Week 3 in Multiliteracies was about digital storytelling. And Week 4 in Digital Storytelling is the Grand Finale of the course - the point where we actually get the chance to tell our story.

Where does Teacher Challenge come in? Well, Challenge Number 6 was about adding multimedia to your blog. Multimedia were compared to the nerves of your blog, the way images were compared to the eyes of the blog.

I have to confess that I was deliberately stalling with my homework both in Multiliteracies and in Digital Storytelling so that I could wait for the time that I had some stories of my own to share.

When we are talking about adding multimedia to your blog, what we are really talking about is digital stories. They can be in different formats: video, audio, slideshows, cartoons. Multimedia can serve the same purpose images do. They can illustrate the post, or inspire you to write it. They could be the centre of the post. You can try out an application and write a post explaining how or why you used it. The multimedia shared in your blog do not have to be created by you, but it feels great if they are.

Is digital storytelling different from ordinary storytelling? If so, how?

Digital storytelling uses multimedia. Stories are told in different ways - you can use images, or video, or words, or music, or any combination of the above. There are so many tools to choose from. In his 50+ Ways to Tell a Digital Story Alan Levine told the same story using 50 different tools!

Digital stories are short and succinct. Everyone attempting to write a digital story should bear in mind that the attention span of his or her readers is short. They land on your page, scan the text and they might or might not click on the multimedia. The shorter the story, the better your chances are. But then, your responsibility is to make the story really powerful with the little time you have.

Which brings me to another point: Digital stories are embeddable. Most of Levine's 50+ stories are embedded right there in his wiki. Digital stories can be shared in blogs, wikis, on Twitter and Facebook. If your friends like them, they might share them further.

Digital stories can be written by one person or a group of people.

Digital stories are multicultural and digital storytelling is truly democratic. It gives power to everyone to express their talent.

It seems that whole new genres are being born almost daily and there are probably thousands of ways you can tell your story.

I chose two. First I decided to bravely read a poem of mine, so I started looking for tools that linked audio to a single image. I tried out three, but liked Fotobabble best (really easy to use, good sound quality) and I am going to share the Fotobabble version of my poem here:



Then, I decided to learn how to use Prezi. I had tried once before and it seemed too difficult. This time I watched all their tutorials and it actually isn't difficult at all. I chose another poem and started copy-pasting it into Prezi

Prezi can turn plain text into beautiful images (a bit like Wordle), which gives it great potential for publishing 'digital poetry'. I am not very gifted for visual arts (even photography is difficult for me), so I felt not having to worry about images was great.
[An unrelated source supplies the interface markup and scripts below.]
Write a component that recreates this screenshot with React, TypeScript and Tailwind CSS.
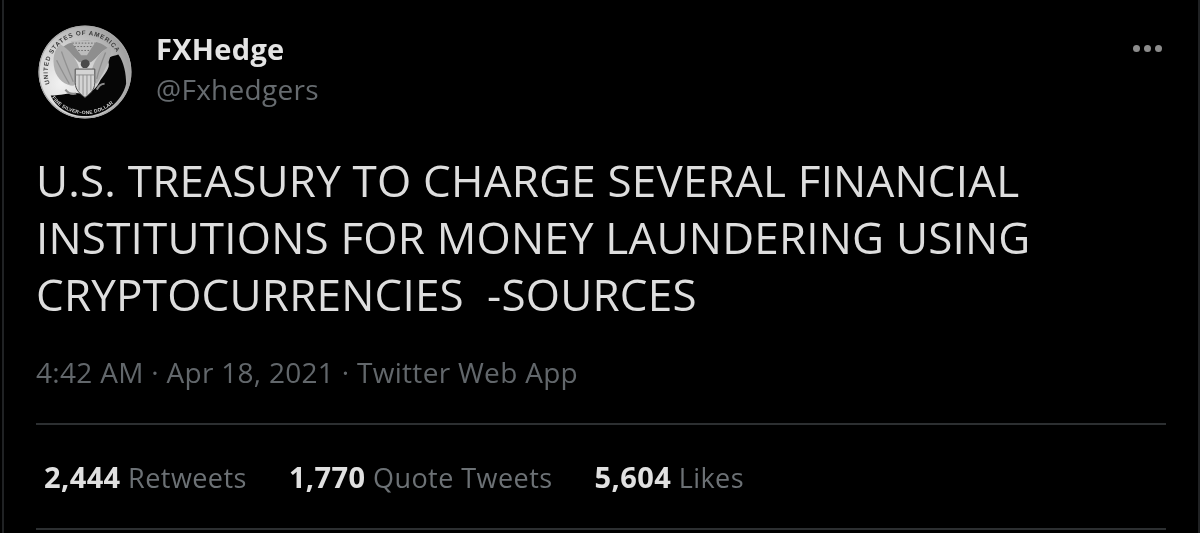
import React from "react";

function Coin() {
  return (
    <svg viewBox="0 0 96 96" className="w-[94px] h-[94px] shrink-0 blur-[0.5px]">
      <defs>
        <path id="topArc" d="M 13.5 64 A 38 38 0 1 1 82.5 64" />
        <path id="botArc" d="M 12.3 72 A 43 43 0 0 0 83.7 72" />
        <radialGradient id="field" cx="25%" cy="62%" r="75%">
          <stop offset="0%" stopColor="#f2f2f2" />
          <stop offset="55%" stopColor="#d0d0d0" />
          <stop offset="100%" stopColor="#a2a2a2" />
        </radialGradient>
      </defs>
      <circle cx="48" cy="48" r="47.5" fill="url(#field)" />
      {/* grey upper field behind the stars */}
      <path d="M24 24 C 32 14 60 12 72 24 C 66 24 60 34 54 38 H 42 C 36 32 30 26 24 24 Z" fill="#8e8e8e" />
      {/* black shadow sweeping over the coin */}
      <path d="M 82 30 C 76 32 70 32 72 38 C 74 44 68 50 64 56 C 60 64 56 70 44 70 C 34 68 26 72 13 72 C 18 84 32 93 48 93 C 68 93 86 78 90 60 C 90 50 88 38 82 30 Z" fill="#060606" />
      <circle cx="48" cy="48" r="46.8" fill="none" stroke="#a8a8a8" strokeWidth="1.1" />
      <text fontSize="6.4" fontWeight="700" fill="#3a3a3a" fontFamily="Liberation Sans, sans-serif" letterSpacing="0.8">
        <textPath href="#topArc" startOffset="4">UNITED STATES OF AMERICA</textPath>
      </text>
      <text fontSize="5" fontWeight="700" fill="#d6d6d6" fontFamily="Liberation Sans, sans-serif" letterSpacing="0.2">
        <textPath href="#botArc" startOffset="3">FINE SILVER~ONE DOLLAR</textPath>
      </text>
      {/* stars */}
      <path d="M33 16 H60 L55 23 L50 31 H44 L38 23 Z" fill="#bcbcbc" />
      <path d="M35 18.5 H58 M37 22 H56 M41 26 H53" stroke="#6a6a6a" strokeWidth="1" strokeDasharray="1.6 1.6" />
      {/* wings */}
      <path d="M17 46 C 14 34 17 24 23 20 C 31 24 39 34 42 44 C 44 54 40 60 36 62 C 28 62 20 56 17 46 Z" fill="#b0b0b0" />
      <path d="M24 27 C 27 36 31 46 36 58 M19 36 C 23 44 27 52 32 60" stroke="#919191" strokeWidth="1.3" fill="none" />
      <path d="M74 22 C 66 25 58 34 55 46 C 54 54 56 58 60 60 C 63 56 66 50 69 44 C 72 38 76 30 74 22 Z" fill="#aeaeae" />
      <path d="M69 28 C 65 38 62 46 60 55" stroke="#8c8c8c" strokeWidth="1.3" fill="none" />
      {/* head */}
      <path d="M44 38 C 45 35 50 34 52 37 C 54 40 52 42 50 44 L 46 44 C 44 42 43 41 44 38 Z" fill="#4a4a4a" />
      {/* shield */}
      <path d="M38 45 H58 V59 C 58 67 52 71 48 74 C 44 71 38 67 38 59 Z" fill="#d4d4d4" stroke="#4e4e4e" strokeWidth="1" />
      <path d="M38 51 H58 M42 51 V67 M46 51 V72 M50 51 V72 M54 51 V67" stroke="#8a8a8a" strokeWidth="0.9" />
      {/* talons and branch */}
      <path d="M28 66 C 31 70 35 71 39 70 M60 66 C 62 62 65 60 68 60" stroke="#8c8c8c" strokeWidth="2.2" fill="none" />
    </svg>
  );
}

function Stat({ n, label }: { n: string; label: string }) {
  return (
    <span className="whitespace-nowrap">
      <span className="font-bold text-[29px] tracking-[0.4px] text-[#e0e0e0]">{n}</span>
      <span className="text-[#6c7175] tracking-[0.45px]"> {label}</span>
    </span>
  );
}

export default function App() {
  return (
    <div
      className="relative w-[1200px] h-[533px] overflow-hidden bg-black pl-[36px] pr-[34px] pt-[25px]"
      style={{ fontFamily: '"Open Sans", "Noto Sans", sans-serif' }}
    >
      <div className="flex items-start h-[94px]">
        <div className="ml-[2px]">
          <Coin />
        </div>
        <div className="ml-[24px] flex flex-col blur-[0.4px]">
          <div className="text-[29px] leading-[36px] mt-[6px] font-bold text-[#e4e4e4] tracking-[0.3px]">FXHedge</div>
          <div className="text-[28px] leading-[36px] mt-[4px] text-[#666b6f] tracking-[0.3px]">@Fxhedgers</div>
        </div>
        <div className="ml-auto mr-[4px] mt-[20px] flex gap-[4px] blur-[0.5px]">
          <span className="w-[7px] h-[7px] rounded-full bg-[#8c8c8c]" />
          <span className="w-[7px] h-[7px] rounded-full bg-[#8c8c8c]" />
          <span className="w-[7px] h-[7px] rounded-full bg-[#8c8c8c]" />
        </div>
      </div>

      <div className="mt-[33px] text-[44px] leading-[57px] text-[#dedede] tracking-[0.2px] whitespace-pre blur-[0.4px]">
        {"U.S. TREASURY TO CHARGE SEVERAL FINANCIAL\nINSTITUTIONS FOR MONEY LAUNDERING USING\nCRYPTOCURRENCIES  -SOURCES"}
      </div>

      <div className="mt-[30px] text-[28px] leading-[38px] text-[#62676b] tracking-[0.3px] blur-[0.4px]">
        4:42 AM · Apr 18, 2021 · Twitter Web App
      </div>

      <div className="mt-[32px] h-[2px] bg-[#2c2f31]" />

      <div className="flex gap-[42px] pl-[8px] pt-[33px] text-[27px] leading-[38px] h-[103px] blur-[0.4px]">
        <Stat n="2,444" label="Retweets" />
        <Stat n="1,770" label="Quote Tweets" />
        <Stat n="5,604" label="Likes" />
      </div>

      <div className="h-[2px] bg-[#2c2f31]" />

      {/* window edges */}
      <div className="absolute left-[2px] top-0 bottom-0 w-[2px] bg-[#202224]" />
      <div className="absolute right-0 top-0 bottom-0 w-[2px] bg-[#202224]" />
    </div>
  );
}
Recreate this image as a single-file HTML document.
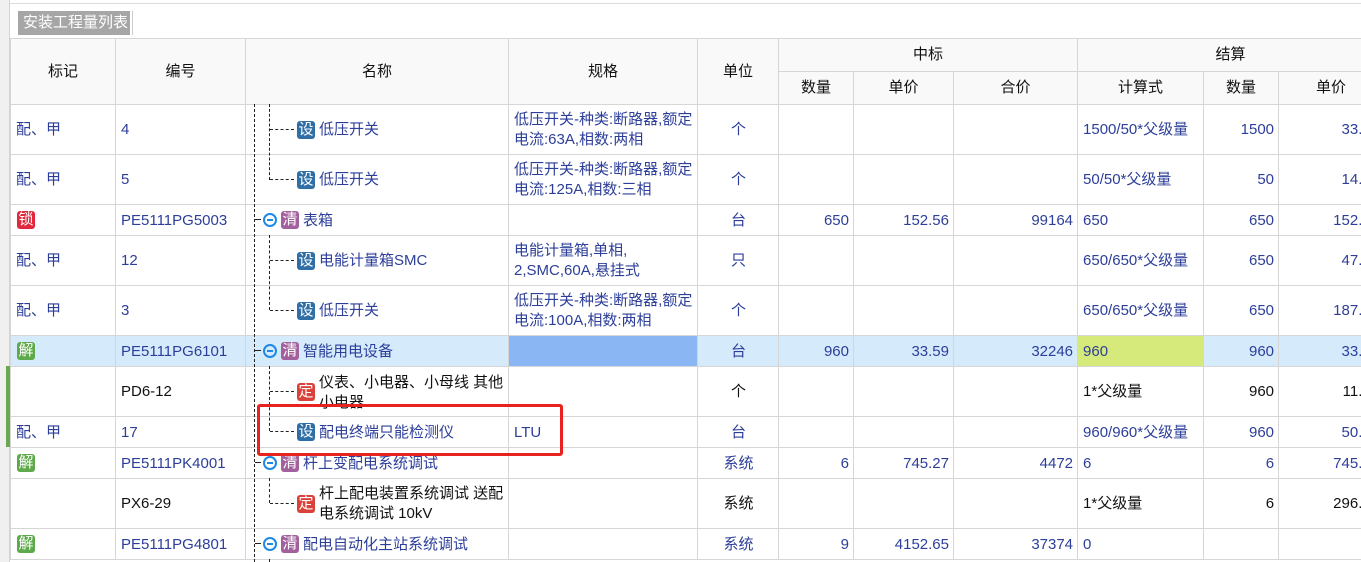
<!DOCTYPE html>
<html style="overflow:hidden;height:562px"><head><meta charset="utf-8"><style>
*{margin:0;padding:0;box-sizing:border-box}
body{width:1361px;height:562px;overflow:hidden;background:#fff;font-family:"Liberation Sans","Noto Sans CJK SC",sans-serif;font-size:15px;color:#2c3e99;position:relative}
.strip{position:absolute;left:0;top:0;width:10px;height:562px;background:#f0f0f0;border-right:1px solid #d4d4d4}
.topline{position:absolute;left:10px;top:3px;width:1351px;height:1px;background:#dcdcdc}
.tab{position:absolute;left:18px;top:11px;width:112px;height:24px;background:#a6a6a6;color:#fff;font-size:15px;line-height:24px;padding-left:5px}
.tabsep{position:absolute;left:132px;top:11px;width:1px;height:24px;background:#ccc}
table{position:absolute;left:10px;top:38px;border-collapse:collapse;table-layout:fixed;width:1373px}
td,th{border:1px solid #d6d6d6;overflow:hidden;white-space:nowrap;line-height:20px;vertical-align:middle}
th{background:#f9f9f9;color:#111;font-weight:normal;height:33px;font-size:15px}
td{padding:1px 4px 0 5px;position:relative}
.c{text-align:center}.r{text-align:right}
.k{color:#111}
.w{white-space:normal}
.hl td{background:#d5ebfc}
.ic{position:absolute;width:18px;height:18px;border-radius:3px;color:#fff;font-size:15px;line-height:18px;text-align:center;top:50%;margin-top:-9px}
.she{background:#2f6fa5}.qing{background:#a2609d}.ding{background:#d9413a}.jie{background:#5ea94a}.suo{background:#e0293c}
.mn{position:absolute;left:17px;top:50%;margin-top:-7px;width:14px;height:14px;border:2px solid #1e88e5;border-radius:50%}
.mn:after{content:"";position:absolute;left:2px;top:4px;width:6px;height:2px;background:#1e88e5}
.ch{padding-left:73px}.ch .ic{left:51px}
.pa{padding-left:57px}.pa .ic{left:35px}
.v{position:absolute;border-left:1px dashed #222;width:0}
.h{position:absolute;border-top:1px dashed #222;height:0}
.box{position:absolute;left:257px;top:404px;width:306px;height:52px;border:3px solid #e8231f;border-radius:3px}
.gbar{position:absolute;left:6px;top:366px;width:4px;height:81px;background:#6aa84f}
</style></head><body>
<div class="strip"></div><div class="gbar"></div>
<div class="topline"></div>
<div class="tab">安装工程量列表</div><div class="tabsep"></div>
<table>
<colgroup><col style="width:105px"><col style="width:130px"><col style="width:263px"><col style="width:189px"><col style="width:81px"><col style="width:75px"><col style="width:100px"><col style="width:124px"><col style="width:126px"><col style="width:75px"><col style="width:105px"></colgroup>
<tr><th rowspan="2">标记</th><th rowspan="2">编号</th><th rowspan="2">名称</th><th rowspan="2">规格</th><th rowspan="2">单位</th><th colspan="3">中标</th><th colspan="3">结算</th></tr>
<tr><th>数量</th><th>单价</th><th>合价</th><th>计算式</th><th>数量</th><th>单价</th></tr>
<tr style="height:50px"><td>配、甲</td><td>4</td><td class="ch"><span class="ic she">设</span>低压开关</td><td class="w">低压开关-种类:断路器,额定电流:63A,相数:两相</td><td class="c">个</td><td></td><td></td><td></td><td>1500/50*父级量</td><td class="r">1500</td><td class="r">33.56</td></tr>
<tr style="height:50px"><td>配、甲</td><td>5</td><td class="ch"><span class="ic she">设</span>低压开关</td><td class="w">低压开关-种类:断路器,额定电流:125A,相数:三相</td><td class="c">个</td><td></td><td></td><td></td><td>50/50*父级量</td><td class="r">50</td><td class="r">14.56</td></tr>
<tr style="height:31px"><td><span class="ic suo" style="left:6px">锁</span></td><td>PE5111PG5003</td><td class="pa"><span class="mn"></span><span class="ic qing">清</span>表箱</td><td></td><td class="c">台</td><td class="r">650</td><td class="r">152.56</td><td class="r">99164</td><td>650</td><td class="r">650</td><td class="r">152.56</td></tr>
<tr style="height:50px"><td>配、甲</td><td>12</td><td class="ch"><span class="ic she">设</span>电能计量箱SMC</td><td class="w">电能计量箱,单相,<br>2,SMC,60A,悬挂式</td><td class="c">只</td><td></td><td></td><td></td><td>650/650*父级量</td><td class="r">650</td><td class="r">47.56</td></tr>
<tr style="height:50px"><td>配、甲</td><td>3</td><td class="ch"><span class="ic she">设</span>低压开关</td><td class="w">低压开关-种类:断路器,额定电流:100A,相数:两相</td><td class="c">个</td><td></td><td></td><td></td><td>650/650*父级量</td><td class="r">650</td><td class="r">187.56</td></tr>
<tr class="hl" style="height:31px"><td><span class="ic jie" style="left:6px">解</span></td><td>PE5111PG6101</td><td class="pa"><span class="mn"></span><span class="ic qing">清</span>智能用电设备</td><td style="background:#8ab6f4"></td><td class="c">台</td><td class="r">960</td><td class="r">33.59</td><td class="r">32246</td><td style="background:#d6ea7c">960</td><td class="r">960</td><td class="r">33.59</td></tr>
<tr style="height:50px" class="k"><td></td><td class="k">PD6-12</td><td class="ch w k" style="padding-top:6px;vertical-align:top"><span class="ic ding" style="top:25px">定</span>仪表、小电器、小母线 其他小电器</td><td></td><td class="c k">个</td><td></td><td></td><td></td><td class="k">1*父级量</td><td class="r k">960</td><td class="r k">11.56</td></tr>
<tr style="height:31px"><td>配、甲</td><td>17</td><td class="ch"><span class="ic she">设</span>配电终端只能检测仪</td><td>LTU</td><td class="c">台</td><td></td><td></td><td></td><td>960/960*父级量</td><td class="r">960</td><td class="r">50.56</td></tr>
<tr style="height:31px"><td><span class="ic jie" style="left:6px">解</span></td><td>PE5111PK4001</td><td class="pa"><span class="mn"></span><span class="ic qing">清</span>杆上变配电系统调试</td><td></td><td class="c">系统</td><td class="r">6</td><td class="r">745.27</td><td class="r">4472</td><td>6</td><td class="r">6</td><td class="r">745.27</td></tr>
<tr style="height:50px"><td></td><td class="k">PX6-29</td><td class="ch w k"><span class="ic ding">定</span>杆上配电装置系统调试 送配电系统调试 10kV</td><td></td><td class="c k">系统</td><td></td><td></td><td></td><td class="k">1*父级量</td><td class="r k">6</td><td class="r k">296.45</td></tr>
<tr style="height:31px"><td><span class="ic jie" style="left:6px">解</span></td><td>PE5111PG4801</td><td class="pa"><span class="mn"></span><span class="ic qing">清</span>配电自动化主站系统调试</td><td></td><td class="c">系统</td><td class="r">9</td><td class="r">4152.65</td><td class="r">37374</td><td>0</td><td></td><td></td></tr>
</table>
<div class="v" style="left:254px;top:104px;height:458px"></div>
<div class="v" style="left:269px;top:104px;height:76px"></div>
<div class="v" style="left:269px;top:235px;height:75px"></div>
<div class="v" style="left:269px;top:366px;height:65px"></div>
<div class="v" style="left:269px;top:478px;height:25px"></div>
<div class="v" style="left:269px;top:559px;height:3px"></div>
<div class="h" style="left:270px;top:129px;width:24px"></div>
<div class="h" style="left:270px;top:179px;width:24px"></div>
<div class="h" style="left:255px;top:219px;width:6px"></div>
<div class="h" style="left:270px;top:260px;width:24px"></div>
<div class="h" style="left:270px;top:310px;width:24px"></div>
<div class="h" style="left:255px;top:350px;width:6px"></div>
<div class="h" style="left:270px;top:391px;width:24px"></div>
<div class="h" style="left:270px;top:431px;width:24px"></div>
<div class="h" style="left:255px;top:462px;width:6px"></div>
<div class="h" style="left:270px;top:503px;width:24px"></div>
<div class="h" style="left:255px;top:543px;width:6px"></div>
<div class="box"></div>
</body></html>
My poem is called Stop Drilling. It has nothing to do with practicing boring grammar in class:) You see, I live in a flat and two years ago one of my neighbours decided to redecorate his flat. He kept drilling and knocking down walls. Finally, I learnt how to sleep through the noise, but the silence would always wake me up. The poem got completely out of control. It rebelled on me and decided to turn itself into something completely different. Time you people saw my dark side:


Keep hitting the Play button to read on.

I believe digital storytelling is something I might devote more of my time to in the future. I am even toying with the idea of starting another blog, just for poetry. What do you think?

In the meantime, I am packing my bags. I am going to a beautiful mountain with my family and we will be away for a week. I will have to press the Pause button on this blog and on all my workshops, but I will continue where I stopped as soon as I am back.

Your comments are very important to me. I won't be able to respond until I return, but I'll get to you as soon as I can.